Task instructions:
Pull every "page" line out of the data below.

Information provided:

——

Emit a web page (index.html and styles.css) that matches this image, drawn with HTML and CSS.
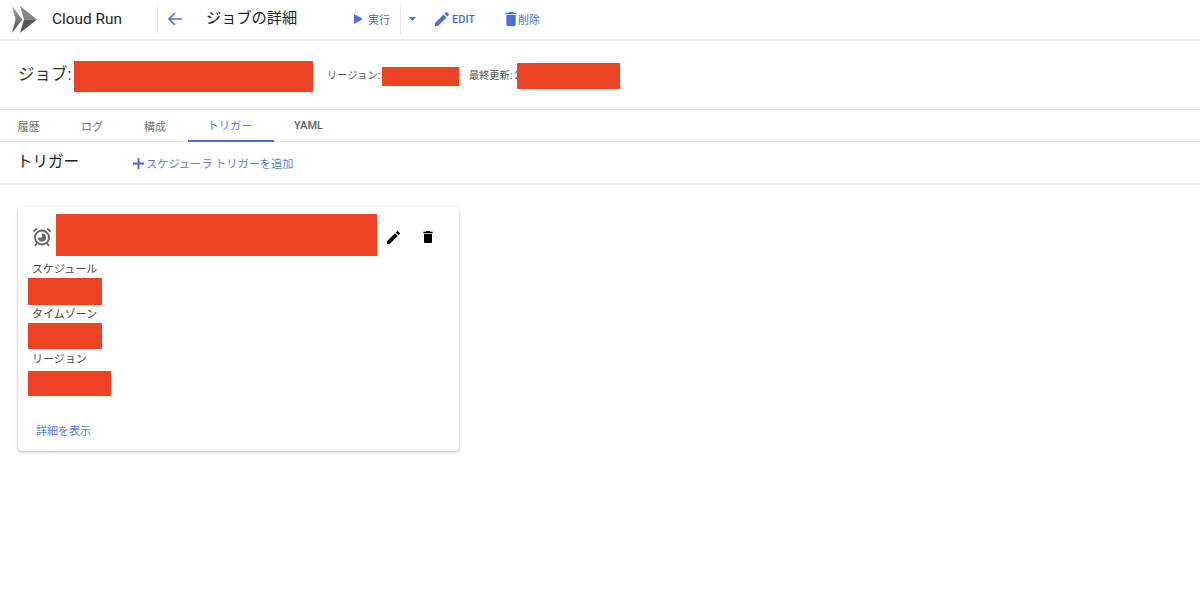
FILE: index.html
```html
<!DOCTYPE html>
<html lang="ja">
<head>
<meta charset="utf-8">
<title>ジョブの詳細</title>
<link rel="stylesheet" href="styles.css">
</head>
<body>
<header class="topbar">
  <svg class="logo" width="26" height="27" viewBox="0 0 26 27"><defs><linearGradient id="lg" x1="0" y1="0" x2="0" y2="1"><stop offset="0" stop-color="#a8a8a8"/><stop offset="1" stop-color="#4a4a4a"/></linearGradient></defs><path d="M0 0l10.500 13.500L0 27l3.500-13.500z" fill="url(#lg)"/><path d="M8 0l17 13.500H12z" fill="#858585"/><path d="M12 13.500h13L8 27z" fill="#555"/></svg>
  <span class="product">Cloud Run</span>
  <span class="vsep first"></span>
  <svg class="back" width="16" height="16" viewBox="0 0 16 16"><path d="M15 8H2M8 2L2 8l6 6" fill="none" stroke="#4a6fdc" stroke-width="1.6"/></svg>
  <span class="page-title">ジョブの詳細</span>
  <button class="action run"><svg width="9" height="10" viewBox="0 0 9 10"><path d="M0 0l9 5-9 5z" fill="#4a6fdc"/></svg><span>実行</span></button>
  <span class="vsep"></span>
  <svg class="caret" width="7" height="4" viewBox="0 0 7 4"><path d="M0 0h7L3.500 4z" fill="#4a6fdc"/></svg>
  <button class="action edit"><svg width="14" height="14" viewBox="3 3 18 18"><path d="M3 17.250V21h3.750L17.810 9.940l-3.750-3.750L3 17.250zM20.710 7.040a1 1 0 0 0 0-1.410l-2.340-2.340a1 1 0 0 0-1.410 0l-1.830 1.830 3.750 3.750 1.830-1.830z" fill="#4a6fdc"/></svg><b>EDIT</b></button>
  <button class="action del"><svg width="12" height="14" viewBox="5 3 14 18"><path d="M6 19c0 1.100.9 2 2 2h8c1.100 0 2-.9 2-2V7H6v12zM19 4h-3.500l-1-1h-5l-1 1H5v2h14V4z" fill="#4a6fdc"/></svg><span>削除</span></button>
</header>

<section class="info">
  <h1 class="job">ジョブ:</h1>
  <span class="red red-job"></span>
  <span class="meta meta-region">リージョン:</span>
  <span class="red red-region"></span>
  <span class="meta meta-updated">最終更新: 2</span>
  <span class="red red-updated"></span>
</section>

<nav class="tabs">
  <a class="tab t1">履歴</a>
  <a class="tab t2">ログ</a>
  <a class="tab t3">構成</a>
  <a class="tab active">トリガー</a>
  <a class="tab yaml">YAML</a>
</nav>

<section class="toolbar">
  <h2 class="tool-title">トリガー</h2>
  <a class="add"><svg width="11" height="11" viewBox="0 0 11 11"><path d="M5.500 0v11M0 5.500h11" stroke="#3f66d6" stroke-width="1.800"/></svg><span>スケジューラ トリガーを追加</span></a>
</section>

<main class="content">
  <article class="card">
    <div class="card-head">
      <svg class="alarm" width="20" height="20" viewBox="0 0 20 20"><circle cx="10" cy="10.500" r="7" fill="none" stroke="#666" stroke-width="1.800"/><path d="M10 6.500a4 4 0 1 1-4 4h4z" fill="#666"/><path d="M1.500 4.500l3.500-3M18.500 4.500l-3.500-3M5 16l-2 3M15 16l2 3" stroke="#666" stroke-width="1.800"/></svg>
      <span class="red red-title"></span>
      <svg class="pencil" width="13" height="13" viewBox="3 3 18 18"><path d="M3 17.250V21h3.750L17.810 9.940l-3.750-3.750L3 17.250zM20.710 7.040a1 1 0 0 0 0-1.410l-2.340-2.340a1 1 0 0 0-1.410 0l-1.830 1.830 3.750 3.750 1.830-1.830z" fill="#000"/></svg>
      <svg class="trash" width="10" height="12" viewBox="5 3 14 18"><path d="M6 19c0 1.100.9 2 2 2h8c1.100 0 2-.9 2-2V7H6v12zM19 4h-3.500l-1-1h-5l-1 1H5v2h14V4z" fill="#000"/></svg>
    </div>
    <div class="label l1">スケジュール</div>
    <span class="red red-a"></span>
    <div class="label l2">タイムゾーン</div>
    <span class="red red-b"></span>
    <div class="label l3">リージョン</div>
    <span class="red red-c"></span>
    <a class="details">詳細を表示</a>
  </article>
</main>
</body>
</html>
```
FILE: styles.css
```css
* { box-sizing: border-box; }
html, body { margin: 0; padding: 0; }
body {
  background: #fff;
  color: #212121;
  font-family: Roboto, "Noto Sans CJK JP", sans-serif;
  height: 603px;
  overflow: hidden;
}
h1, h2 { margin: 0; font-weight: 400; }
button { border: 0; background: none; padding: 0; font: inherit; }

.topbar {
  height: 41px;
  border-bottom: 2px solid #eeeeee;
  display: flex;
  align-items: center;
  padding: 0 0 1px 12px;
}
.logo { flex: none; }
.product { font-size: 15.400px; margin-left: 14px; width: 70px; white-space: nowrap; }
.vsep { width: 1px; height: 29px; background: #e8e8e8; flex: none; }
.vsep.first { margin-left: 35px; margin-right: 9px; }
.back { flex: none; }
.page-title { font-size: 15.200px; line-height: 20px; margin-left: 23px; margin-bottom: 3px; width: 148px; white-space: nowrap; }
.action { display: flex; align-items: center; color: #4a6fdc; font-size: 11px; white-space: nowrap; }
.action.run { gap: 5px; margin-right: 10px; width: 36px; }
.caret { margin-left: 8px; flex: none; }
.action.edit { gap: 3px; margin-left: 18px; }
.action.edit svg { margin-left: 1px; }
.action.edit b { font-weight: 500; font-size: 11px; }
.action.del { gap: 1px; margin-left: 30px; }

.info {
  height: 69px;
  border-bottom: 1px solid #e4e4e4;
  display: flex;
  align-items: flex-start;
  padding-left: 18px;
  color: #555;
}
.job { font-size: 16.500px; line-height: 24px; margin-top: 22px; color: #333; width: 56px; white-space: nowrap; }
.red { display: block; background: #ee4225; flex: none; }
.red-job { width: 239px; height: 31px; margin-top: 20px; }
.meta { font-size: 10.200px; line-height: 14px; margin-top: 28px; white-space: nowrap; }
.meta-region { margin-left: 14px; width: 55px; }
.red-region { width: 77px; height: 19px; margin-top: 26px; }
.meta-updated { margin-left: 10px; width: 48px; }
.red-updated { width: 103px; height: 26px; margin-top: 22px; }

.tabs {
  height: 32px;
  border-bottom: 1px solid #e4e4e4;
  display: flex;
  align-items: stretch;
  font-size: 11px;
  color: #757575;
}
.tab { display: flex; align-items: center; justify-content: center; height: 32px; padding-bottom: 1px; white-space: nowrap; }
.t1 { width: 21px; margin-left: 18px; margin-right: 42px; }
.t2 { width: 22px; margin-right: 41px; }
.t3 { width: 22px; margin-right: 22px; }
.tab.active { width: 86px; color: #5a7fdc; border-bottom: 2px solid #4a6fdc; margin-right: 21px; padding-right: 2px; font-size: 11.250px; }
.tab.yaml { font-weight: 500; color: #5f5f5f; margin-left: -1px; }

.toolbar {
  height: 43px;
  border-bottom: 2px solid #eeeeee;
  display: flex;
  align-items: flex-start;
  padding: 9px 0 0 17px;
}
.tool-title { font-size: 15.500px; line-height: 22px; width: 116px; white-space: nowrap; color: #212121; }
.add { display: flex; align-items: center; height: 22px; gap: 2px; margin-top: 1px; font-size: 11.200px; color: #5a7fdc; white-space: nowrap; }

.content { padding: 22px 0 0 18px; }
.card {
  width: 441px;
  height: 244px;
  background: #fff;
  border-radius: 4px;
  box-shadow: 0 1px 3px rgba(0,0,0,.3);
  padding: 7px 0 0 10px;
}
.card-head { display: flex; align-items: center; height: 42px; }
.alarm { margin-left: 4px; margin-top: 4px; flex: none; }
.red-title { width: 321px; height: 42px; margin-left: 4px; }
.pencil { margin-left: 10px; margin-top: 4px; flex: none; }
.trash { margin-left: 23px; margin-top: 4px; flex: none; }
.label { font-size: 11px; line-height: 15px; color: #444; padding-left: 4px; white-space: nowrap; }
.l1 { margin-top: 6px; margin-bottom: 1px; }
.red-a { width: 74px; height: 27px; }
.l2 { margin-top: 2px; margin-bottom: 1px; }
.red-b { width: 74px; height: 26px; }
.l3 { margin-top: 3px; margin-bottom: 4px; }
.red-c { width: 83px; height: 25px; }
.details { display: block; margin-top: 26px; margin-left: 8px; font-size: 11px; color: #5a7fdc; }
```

——

Result:
Emit a web page (index.html and styles.css) that matches this image, drawn with HTML and CSS.
  <span class="page-title">ジョブの詳細</span>
.page-title { font-size: 15.200px; line-height: 20px; margin-left: 23px; margin-bottom: 3px; width: 148px; white-space: nowrap; }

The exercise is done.